Hawkes Harbor, by S.E. Hinton

Reviewed by Jeff Edwards
If you've read this book, why not

Jamie Sommers grew up tough. He spent most of his childhood in an orphanage, and then traveled the world as a vagabond, earning money wherever and however he could. Jamie rubs shoulders with pirates and gun smugglers, survives a short stay in a foreign prison, and even lives through a close encounter with a shark. Nothing fazes him - until he visits the quiet seaside town of Hawkes Harbor. There, Jamie releases something from centuries-long imprisonment - something that breaks his spirit, destroys his tolerance for pain, and leaves him in mortal fear of the dark.

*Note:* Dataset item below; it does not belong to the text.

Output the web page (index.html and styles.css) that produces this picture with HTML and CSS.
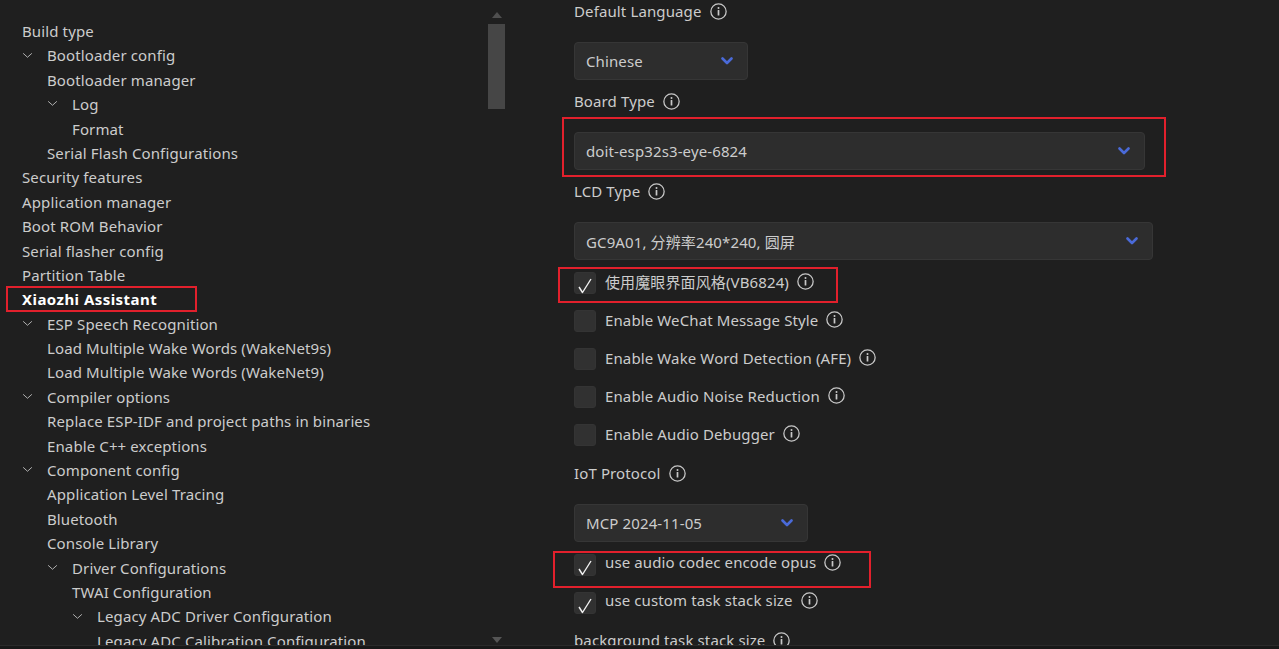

Hawkes Harbor has been called "compelling and unpredictable" - an accurate description, indeed. Readers will find it almost impossible to close the short novel unfinished; it's much easier to gulp down chapters until the final page. The less said about the book's "unpredictability," the better - but when a character shares a first-class cruise ship cabin with a former captor, it surely ranks as one of the most unexpected and incongruous events in the story.

Unfortunately, most of the building blocks used to assemble the novel seem worn around the edges. Jamie is a walking cliche: a boy forced to grow up too soon in the orphanage. His later adventures on the high seas and in exotic ports of call seem like old tall tales told too many times. His sexual encounters (a rich, beautiful young woman who uses Jamie, then claims rape; two energetic girls who enjoy threesomes) come across as mere adolescent titillation. Even the narrative structure is unoriginal: The story slowly reveals itself through flashbacks while Jamie is undergoing treatment in a mental institution.

What saves the book is its psychological undercurrent. Throughout his life, Jamie unknowingly seeks a replacement father figure. For many years, he finds a substitute in Kellen Quinn, an Irish rogue who often cuts Jamie in on his various scams - but the trust in their relationship is never solid. Incredibly, Jamie gets what he needs from the creature he releases in Hawkes Harbor. Jamie's first meeting with "It" causes irreparable physical and mental damage, but in time, Jamie progresses past servitude and utter dependency, and readers will be oddly touched by the relationship's development.

H.P. Lovecraft once wrote about "the impulse which now and then drives writers of totally opposite leanings to try their hands at [horror] in isolated tales, as if to discharge from their minds certain phantasmal shapes which would otherwise haunt them." So it seems to be with S.E. Hinton. After a fifteen-year absence from the literary scene, the author best known for novels such as "The Outsiders" and "That Was Then, This Is Now" is back with an unusual story of a young man and the vampire that dominates his life for more than a decade. With Hawkes Harbor complete, Hinton may have successfully exorcised her demons. It remains to be seen if she enjoyed the experience enough to return to the genre one day, as the sun dips below the horizon and darkness settles over the landscape.